The 2008 crisis was caused by problems with private debt, mainly home loans, which then triggered a crisis of confidence in banks. In 2011 and 2012, fears of a second crisis were focused on public debt, specifically the public debts of Southern European countries plus Ireland.
Europe’s troubles first surfaced in Greece, a country with a long history of fiscal irresponsibility. In late 2009, it was revealed that a previous Greek government had understated the size of the budget deficits and the amount of government debt, prompting lenders to refuse further loans to Greece. Other European countries provided emergency loans to the Greek government in return for harsh budget cuts. But these budget cuts depressed the Greek economy, and by late 2011 there was general agreement that Greece could not pay back its debts in full.
By itself, this was probably a manageable shock for the European economy since Greece accounts for less than 3% of European GDP. Unfortunately, foot-dragging by European officials in confronting Greece’s problems and the effects of the harsh budget cuts on the Greek economy spooked investors.

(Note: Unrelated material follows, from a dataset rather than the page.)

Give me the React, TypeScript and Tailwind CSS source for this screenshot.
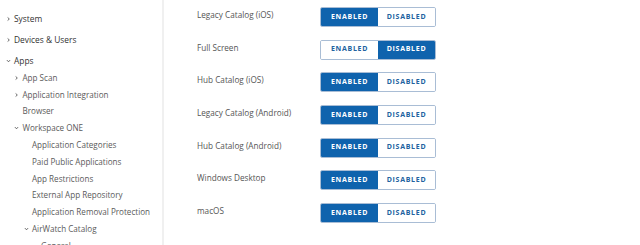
import React from "react";

type NavItem = {
  label: string;
  level: number;
  chevron?: "right" | "down";
  gapTop?: boolean;
};

const nav: NavItem[] = [
  { label: "System", level: 0, chevron: "right" },
  { label: "Devices & Users", level: 0, chevron: "right", gapTop: true },
  { label: "Apps", level: 0, chevron: "down", gapTop: true },
  { label: "App Scan", level: 1, chevron: "right" },
  { label: "Application Integration", level: 1, chevron: "right" },
  { label: "Browser", level: 1 },
  { label: "Workspace ONE", level: 1, chevron: "down" },
  { label: "Application Categories", level: 2 },
  { label: "Paid Public Applications", level: 2 },
  { label: "App Restrictions", level: 2 },
  { label: "External App Repository", level: 2 },
  { label: "Application Removal Protection", level: 2 },
  { label: "AirWatch Catalog", level: 2, chevron: "down" },
  { label: "General", level: 3 },
];

const settings = [
  { label: "Legacy Catalog (iOS)", enabled: true },
  { label: "Full Screen", enabled: false },
  { label: "Hub Catalog (iOS)", enabled: true },
  { label: "Legacy Catalog (Android)", enabled: true },
  { label: "Hub Catalog (Android)", enabled: true },
  { label: "Windows Desktop", enabled: true },
  { label: "macOS", enabled: true },
];

const textLeft = ["pl-[14px]", "pl-[22.5px]", "pl-[32px]", "pl-[41px]"];

function Chevron({ dir }: { dir: "right" | "down" }) {
  return (
    <svg width="5" height="5" viewBox="0 0 5 5" className="absolute -left-[8.5px] top-1/2 -translate-y-1/2">
      {dir === "right" ? (
        <path d="M1.6 0.9 L3.3 2.5 L1.6 4.1" fill="none" stroke="#444" strokeWidth="0.8" />
      ) : (
        <path d="M0.9 1.6 L2.5 3.3 L4.1 1.6" fill="none" stroke="#444" strokeWidth="0.8" />
      )}
    </svg>
  );
}

function Toggle({ enabled }: { enabled: boolean }) {
  const on = "bg-[#0f63ad] text-white";
  const off = "bg-white text-[#22629f]";
  return (
    <div className="flex h-[20px] w-[116px] rounded-[2px] border border-[#a9bdd5] overflow-hidden">
      <div className={`flex-1 flex items-center justify-center text-[7px] font-bold tracking-[0.1em] ${enabled ? on : off}`}>
        ENABLED
      </div>
      <div className={`flex-1 flex items-center justify-center text-[7px] font-bold tracking-[0.1em] ${enabled ? off : on}`}>
        DISABLED
      </div>
    </div>
  );
}

export default function App() {
  return (
    <div
      className="flex w-[640px] h-[245px] overflow-hidden bg-white"
      style={{ fontFamily: '"Open Sans", "Liberation Sans", sans-serif' }}
    >
      {/* Sidebar */}
      <div className="w-[164px] shrink-0 border-r-2 border-[#f0f0f0] pt-[11px]">
        {nav.map((item) => (
          <div
            key={item.label}
            className={`flex items-center h-[16.8px] whitespace-nowrap ${textLeft[item.level]} ${item.gapTop ? "mt-[4px]" : ""} ${item.level === 0 ? "text-[8.4px] text-[#333]" : "text-[8.1px] text-[#5a5a5a]"}`}
          >
            <span className="relative leading-none">
              {item.chevron && <Chevron dir={item.chevron} />}
              {item.label}
            </span>
          </div>
        ))}
      </div>

      {/* Settings */}
      <div className="flex-1 pl-[33px] pt-[7px] flex flex-col gap-[12.67px]">
        {settings.map((s) => (
          <div key={s.label} className="flex items-start">
            <div className="w-[123px] text-[8.2px] leading-[16px] text-[#555]">{s.label}</div>
            <Toggle enabled={s.enabled} />
          </div>
        ))}
      </div>
    </div>
  );
}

By the fall of 2011, the crisis had spread beyond the Greek borders, hitting two major European economies: Spain and Italy.

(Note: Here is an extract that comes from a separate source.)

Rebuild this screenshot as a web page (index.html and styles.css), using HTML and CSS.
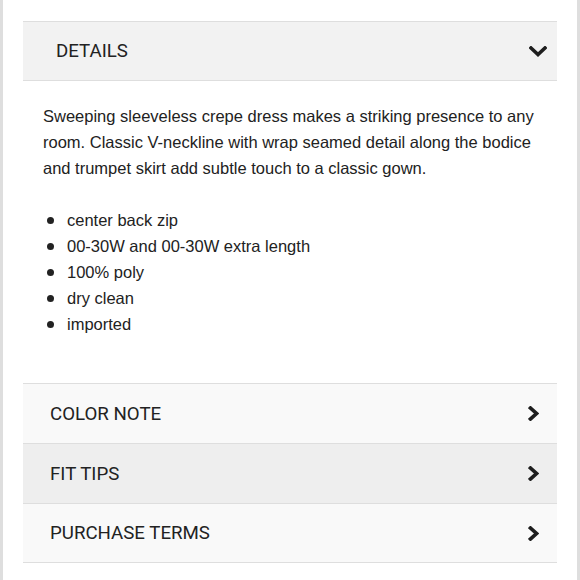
FILE: index.html
```html
<!DOCTYPE html>
<html lang="en">
  <head>
    <meta charset="UTF-8" />
    <meta name="viewport" content="width=device-width, initial-scale=1.0" />
    <title>Details</title>

    <link rel="stylesheet" href="styles.css">
  </head>
  <body>
    <div class="panel">
      <section class="acc-open">
        <div class="acc-head">
          <span>DETAILS</span>
          <svg class="chev-down" width="18" height="11" viewBox="0 0 18 11">
            <polyline points="2,2 9,8.5 16,2" />
          </svg>
        </div>

        <div class="acc-body">
          <p>
            Sweeping sleeveless crepe dress makes a striking presence to any
            room. Classic V-neckline with wrap seamed detail along the bodice
            and trumpet skirt add subtle touch to a classic gown.
          </p>
          <ul class="facts">
            <li>center back zip</li>
            <li>00-30W and 00-30W extra length</li>
            <li>100% poly</li>
            <li>dry clean</li>
            <li>imported</li>
          </ul>
        </div>
      </section>

      <ul class="acc-list">
        <li class="acc-row">
          <span>COLOR NOTE</span>
          <svg class="chev-right" width="11" height="15" viewBox="0 0 11 15">
            <polyline points="2.5,2 8.5,7.5 2.5,13" />
          </svg>
        </li>
        <li class="acc-row shaded">
          <span>FIT TIPS</span>
          <svg class="chev-right" width="11" height="15" viewBox="0 0 11 15">
            <polyline points="2.5,2 8.5,7.5 2.5,13" />
          </svg>
        </li>
        <li class="acc-row">
          <span>PURCHASE TERMS</span>
          <svg class="chev-right" width="11" height="15" viewBox="0 0 11 15">
            <polyline points="2.5,2 8.5,7.5 2.5,13" />
          </svg>
        </li>
      </ul>
    </div>
  </body>
</html>
```

FILE: styles.css
```css
/* General Styling */
* {
  margin: 0;
  padding: 0;
  box-sizing: border-box;
}

body {
  background-color: white;
  color: #222;
  font-family: "Liberation Sans", Arial, sans-serif;
}

.panel {
  height: 580px;
  padding: 21px 20px 0;
  border-left: 3px solid #dedede;
  border-right: 3px solid #dedede;
}

/* ------ */
/* Accordion headers */
.acc-head,
.acc-row {
  display: flex;
  align-items: center;
  justify-content: space-between;
  height: 60px;
  font-family: Roboto, sans-serif;
  font-size: 18.7px;
  color: #222;
}

.acc-head {
  padding: 0 10px 0 33px;
  background-color: #f2f2f2;
  border-top: 1px solid #dedede;
  border-bottom: 1px solid #dedede;
}

.acc-head svg,
.acc-row svg {
  fill: none;
  stroke: #1e1e1e;
  stroke-width: 3.6;
  stroke-linecap: square;
}

/* ------ */
/* Open section content */
.acc-body {
  padding: 22px 16px 0 20px;
  font-size: 16.5px;
  line-height: 26px;
}

.acc-body p {
  margin-bottom: 26px;
}

.facts {
  list-style: none;
}

.facts li {
  display: flex;
  align-items: center;
}

.facts li::before {
  content: '';
  width: 7px;
  height: 7px;
  margin: 0 13px 0 4px;
  border-radius: 50%;
  background-color: #222;
}

/* ------ */
/* Collapsed sections */
.acc-list {
  list-style: none;
  margin-top: 46px;
  border-bottom: 1px solid #dedede;
}

.acc-row {
  height: 60px;
  padding: 0 18px 0 27px;
  background-color: #f9f9f9;
  border-top: 1px solid #dedede;
}

.acc-row:last-child {
  height: 59px;
}

.acc-row.shaded {
  background-color: #eeeeee;
}
```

Figure 18-8 shows a measure of pressure on Italy and Spain during the 2008 and 2011 crises: the difference between interest rates on 10-year bonds issued by the two nations’ governments and interest rates on German debt, which most people consider a safe investment. Because all three countries use the same currency, the euro, these rates would all be the same if Italian and Spanish government debt were considered as safe as German government debt. The rise in “spreads” therefore indicates a growing perception of risk.
Spain’s fiscal problems were mainly fallout from the 2008 crisis. Before that crisis, Spain seemed to be in very good fiscal condition, with low debt and a budget surplus. However, Spain, like Ireland, had a huge housing bubble between 2000 and 2007. When the bubble burst, the Spanish economy fell into a deep slump, depressing tax receipts and causing large budget deficits. At the same time, there were worries that the Spanish government might eventually have to spend large amounts bailing out banks. As a result, investors began worrying about the solvency of the Spanish government and a possible default, driving up interest rates.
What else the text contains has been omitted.